Hephzibah: My Delight Is In Her

"For Zion's sake, I will not keep silent,
for Jerusalem's sake I will not remain quiet,
till her righteousness shines out like the dawn, her salvation like a blazing torch.
The nations will see your righteousness, and all kings your glory;
you will be called by a new name that the mouth of the LORD will bestow.
You will be a crown of splendor in the LORD's hand, a royal diadem in the hand of your God.
No longer will they call you Deserted, or name your land Desolate.
But you will be called Hephzibah (my delight is in her) and your land Beulah (married);
for the LORD your God will take delight in you, and your land will be married.
As a young man marries a maiden, so your sons (Builder) will marry you;
as a bridegroom rejoices over his bride, so will your God rejoice over you....
They will be called the Holy People, the Redeemed of the LORD;
and you will be called Sought After, the City No Longer Deserted."
Isaiah 62:1-5, 12

Friday, June 10, 2011

"Both Sides Now"- Cilla's Sun Version

The sunset last night was fabulous. As I watched it, I realized something; it keeps moving. I know that's not a novel thought. Rather how it's supposed to be, right? But something cool happened as I was pondering the sun moving. If it didn't move, it'd be the worst natural disaster ever. Chaos would ensue. Everything in the world be off the Richter scale because the sun is our source for heat, it's pretty much everything to us. I watched it move and become more and more beautiful and with my camera on my phone, I stopped the action.
But it never stopped. It just kept going down. And as it went down, it got more beautiful, more radiant. And that's when it hit me.....I want it to stop so I can just take in it's beauty and just let it beautiful there for just a moment......
If you know me at all, you know I hate the thick clouds that cover the sky and make my head miserable. But as I watched the sunset last night, I realized that no matter what the sky looks like to me, the sun is still moving. Sometimes I want it to race ahead of the clouds so that I can see it again, and sometimes I want it to be still so I can just watch what it does in it's magnificence. But no, it just slowly keeps marching on.....
And I realized, I sometimes do what I wanted the sun to do last night: I sometimes pause and want beautiful moments to last forever, or at least longer than than they do. Or sometimes when moments are really awful, I want to speed right through them. But it doesn't work like that. Just like the sun, life marches on, sometimes it seems slowly, sometimes it seems too fast, but in reality, it's a slow steady pace. I came across this quote a few days ago....
Right on, Jessica, and your friend Paul!! If we avoided parts of life, sped thru them, or if we paused too long on the parts of life we want to linger on, chaos would ensue, just like if the sun sped up or stopped.
I think I want to be more like the sun. Have you noticed from my pictures that as it goes down, it becomes more brilliant?

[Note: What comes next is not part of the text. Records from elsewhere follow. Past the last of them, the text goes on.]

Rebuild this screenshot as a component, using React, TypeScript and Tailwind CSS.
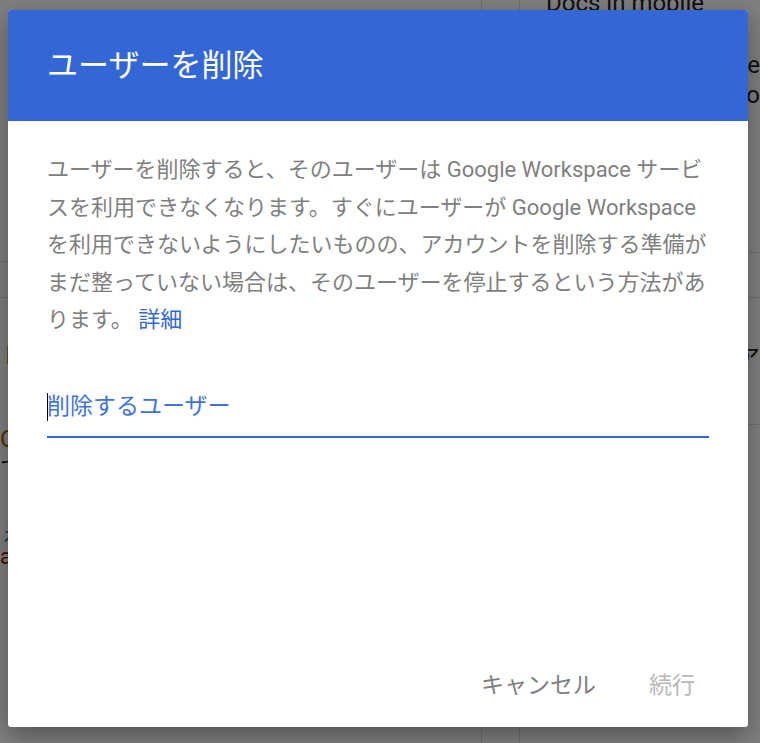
import React from 'react';

const bodyLines = [
  'ユーザーを削除すると、そのユーザーは Google Workspace サービ',
  'スを利用できなくなります。すぐにユーザーが Google Workspace',
  'を利用できないようにしたいものの、アカウントを削除する準備が',
  'まだ整っていない場合は、そのユーザーを停止するという方法があ',
];

// Page behind the dialog; only the edges show through the overlay
const BackgroundPage: React.FC = () => (
  <div className="flex h-full w-full bg-white text-[#202124]">
    <div className="w-[482px] border-r border-[#dadce0] pt-[240px]">
      <div className="h-[22px] border-b border-[#dadce0]" />
      <div className="h-[36px] border-b border-[#dadce0]" />
      <div className="pt-[43px] text-[22px] leading-[30px] text-[#137333]">ト</div>
      <div className="pt-[53px] text-[24px] leading-[30px] text-[#b06000]">O</div>
      <div className="text-[22px] leading-[30px]">て</div>
      <div className="pt-[37px] text-[22px] leading-[24px] text-[#1a73e8]">ぇ</div>
      <div className="text-[22px] leading-[24px] text-[#a50e0e]">al</div>
      <div className="text-[22px] leading-[24px]">・</div>
    </div>
    <div className="w-[38px] border-r border-[#dadce0]" />
    <div className="flex-1">
      <div className="-mt-[12px] pl-[26px] text-[24px] leading-[30px]">Docs in mobile</div>
      <div className="mt-[32px] text-right text-[24px] leading-[30px]">de</div>
      <div className="text-right text-[24px] leading-[30px]">o</div>
      <div className="mt-[142px] h-[46px] border-y border-[#dadce0]" />
      <div className="mt-[45px] text-right text-[24px] leading-[30px]">ア</div>
      <div className="mt-[51px] border-b border-[#dadce0]" />
    </div>
  </div>
);

const App: React.FC = () => {
  return (
    <div
      className="relative h-[743px] w-[760px] overflow-hidden"
      style={{ fontFamily: 'Roboto, "Noto Sans CJK JP", sans-serif' }}
    >
      <BackgroundPage />
      <div className="absolute inset-0 bg-black/50" />

      <div className="absolute inset-0 pl-[8px] pt-[10px]">
        <div className="flex h-[717px] w-[740px] flex-col overflow-hidden rounded-[3px] bg-white shadow-[0_8px_24px_rgba(0,0,0,0.35)]">
          <div className="flex h-[111px] shrink-0 items-center bg-[#3367d6] px-[39px]">
            <h1 className="text-[31px] font-normal leading-[36px] text-white">ユーザーを削除</h1>
          </div>

          <div className="px-[39px] pt-[30px] text-[22px] leading-[37.5px] text-[#7f7f7f]">
            {bodyLines.map((line) => (
              <div key={line} className="whitespace-nowrap">{line}</div>
            ))}
            <div className="whitespace-nowrap">
              ります。 <a href="#" className="text-[#3367d6]">詳細</a>
            </div>
          </div>

          <div className="mx-[39px] mt-[53px]">
            <div className="flex h-[30px] items-center text-[23px] leading-[30px] text-[#3f72dd]">
              <span className="-mr-px inline-block h-[28px] w-px bg-black" />
              <span>削除するユーザー</span>
            </div>
            <div className="mt-[14px] h-[2px] bg-[#3367d6]" />
          </div>

          <div className="mt-auto flex justify-end gap-[53px] pb-[27px] pr-[53px] text-[23px] leading-[28px]">
            <button className="text-[#7f7f7f]">キャンセル</button>
            <button className="text-[#b8b8b8]" disabled>続行</button>
          </div>
        </div>
      </div>
    </div>
  );
};

export default App;
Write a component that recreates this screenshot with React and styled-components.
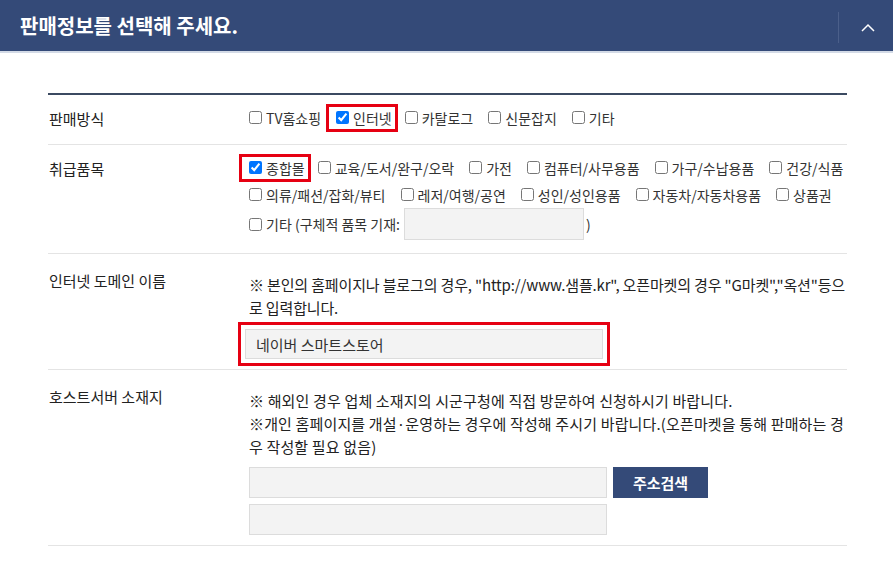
import React from 'react';
import styled, { createGlobalStyle } from 'styled-components';

const GlobalStyle = createGlobalStyle`
  body {
    margin: 0;
    background: #fff;
    font-family: "Noto Sans CJK KR", "Noto Sans", sans-serif;
    color: #222;
  }
`;

const Header = styled.div`
  display: flex;
  align-items: stretch;
  height: 51px;
  background: #344a78;
  border-bottom: 2px solid #d3dae6;
`;

const Title = styled.h2`
  flex: 1;
  margin: 0;
  padding-left: 20px;
  display: flex;
  align-items: center;
  font-size: 20px;
  font-weight: 700;
  color: #fff;
`;

const Toggle = styled.div`
  width: 50px;
  margin: 12px 0 8px;
  border-left: 1px solid #4b5f8a;
  display: flex;
  align-items: center;
  justify-content: center;
  padding-left: 4px;
`;

const Content = styled.div`
  padding: 40px 46px 0 48px;
`;

const Table = styled.div`
  border-top: 2px solid #3b4a61;
`;

const Row = styled.div`
  display: grid;
  grid-template-columns: 201px 1fr;
  border-bottom: 1px solid #e4e4e4;
  padding: ${p => (p.$desc ? '19px 0 10px' : '9px 0 13px')};
`;

const Label = styled.div`
  padding: ${p => (p.$desc ? '0' : '5px')} 0 0 1px;
  margin-top: ${p => (p.$desc ? '-2px' : '0')};
  font-size: 15px;
  line-height: 20px;
  color: #222;
`;

const Line = styled.div`
  display: flex;
  align-items: center;
  white-space: nowrap;
  min-height: 27px;
`;

const Item = styled.label`
  display: inline-flex;
  align-items: center;
  gap: 4px;
  margin-right: 15px;
  font-size: 14px;
  color: #333;
  ${p =>
    p.$marked &&
    `
    margin: -2px 7px -2px -10px;
    padding: 1px 3px 1px 7px;
    border: 3px solid #e60012;
  `}
`;

const Box = styled.input`
  margin: 0;
  width: 13px;
  height: 13px;
`;

const Field = styled.input`
  box-sizing: border-box;
  width: ${p => p.$w || 358}px;
  height: ${p => p.$h || 31}px;
  background: #f3f3f3;
  border: 1px solid #dcdcdc;
  padding: 0 10px;
  font-family: inherit;
  font-size: 15px;
  color: #333;
  outline: none;
`;

const Etc = styled(Field)`
  margin: 0 2px 0 4px;
`;

const Desc = styled.p`
  margin: 0;
  font-size: 15px;
  line-height: 23px;
  letter-spacing: ${p => p.$ls || '-0.15px'};
  color: #222;
  white-space: nowrap;
`;

const Marked = styled.div`
  display: inline-flex;
  margin: 3px -4px -7px -11px;
  padding: 4px;
  border: 3px solid #e60012;
  align-self: flex-start;
`;

const Stack = styled.div`
  display: flex;
  flex-direction: column;
  gap: 6px;
  margin-top: 9px;
`;

const InputRow = styled.div`
  display: flex;
  gap: 6px;
`;

const Button = styled.button`
  width: 95px;
  height: 31px;
  border: 0;
  background: #344a78;
  color: #fff;
  font-family: inherit;
  font-size: 15px;
  font-weight: 700;
`;

const Check = ({ children, checked, marked }) => (
  <Item $marked={marked}>
    <Box type="checkbox" defaultChecked={checked} />
    {children}
  </Item>
);

export default function App() {
  return (
    <>
      <GlobalStyle />
      <Header>
        <Title>판매정보를 선택해 주세요.</Title>
        <Toggle>
          <svg width="14" height="9" viewBox="0 0 14 9">
            <polyline points="1,8 7,2 13,8" fill="none" stroke="#fff" strokeWidth="1.5" />
          </svg>
        </Toggle>
      </Header>
      <Content>
        <Table>
          <Row>
            <Label>판매방식</Label>
            <div>
              <Line>
                <Check>TV홈쇼핑</Check>
                <Check checked marked>인터넷</Check>
                <Check>카탈로그</Check>
                <Check>신문잡지</Check>
                <Check>기타</Check>
              </Line>
            </div>
          </Row>
          <Row>
            <Label>취급품목</Label>
            <div>
              <Line>
                <Check checked marked>종합몰</Check>
                <Check>교육/도서/완구/오락</Check>
                <Check>가전</Check>
                <Check>컴퓨터/사무용품</Check>
                <Check>가구/수납용품</Check>
                <Check>건강/식품</Check>
              </Line>
              <Line>
                <Check>의류/패션/잡화/뷰티</Check>
                <Check>레저/여행/공연</Check>
                <Check>성인/성인용품</Check>
                <Check>자동차/자동차용품</Check>
                <Check>상품권</Check>
              </Line>
              <Line>
                <Item as="span" style={{ marginRight: 0 }}>
                  <Box type="checkbox" />
                  기타 (구체적 품목 기재:
                </Item>
                <Etc $w={180} $h={32} />
                <Item as="span">)</Item>
              </Line>
            </div>
          </Row>
          <Row $desc>
            <Label $desc>인터넷 도메인 이름</Label>
            <div>
              <Desc>
                ※ 본인의 홈페이지나 블로그의 경우, "http://www.샘플.kr", 오픈마켓의 경우 "G마켓","옥션"등으
                <br />로 입력합니다.
              </Desc>
              <Marked>
                <Field $w={358} $h={30} defaultValue="네이버 스마트스토어" />
              </Marked>
            </div>
          </Row>
          <Row $desc>
            <Label $desc>호스트서버 소재지</Label>
            <div>
              <Desc $ls="0.15px">
                ※ 해외인 경우 업체 소재지의 시군구청에 직접 방문하여 신청하시기 바랍니다.
                <br />※개인 홈페이지를 개설·운영하는 경우에 작성해 주시기 바랍니다.(오픈마켓을 통해 판매하는 경
                <br />우 작성할 필요 없음)
              </Desc>
              <Stack>
                <InputRow>
                  <Field />
                  <Button>주소검색</Button>
                </InputRow>
                <Field />
              </Stack>
            </div>
          </Row>
        </Table>
      </Content>
    </>
  );
}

And that is what make me see that I don't really want to speed thru hard times or even stop on the beautiful parts. Because what I think is beautiful doesn't come close to what is next. I can't even dream up the beauty awaiting the next bend. All I can do is move steady with the sun.

And trust my Creator, just like the sun.

"I consider that our present sufferings are not worth comparing with the glory that will be revealed in us. The creation waits in eager expectiation for the sons of God to be revealed. "
Romans 8:18-19

"....For you who revere my name, the sun of righteousness will rise with healing its wings. And you will go out and leap like calves released from the stall."
Malachi 4:2




I really don't know life.....at all. But I know the Author of Life and I know I can trust Him to lead me, just like He leads the sun.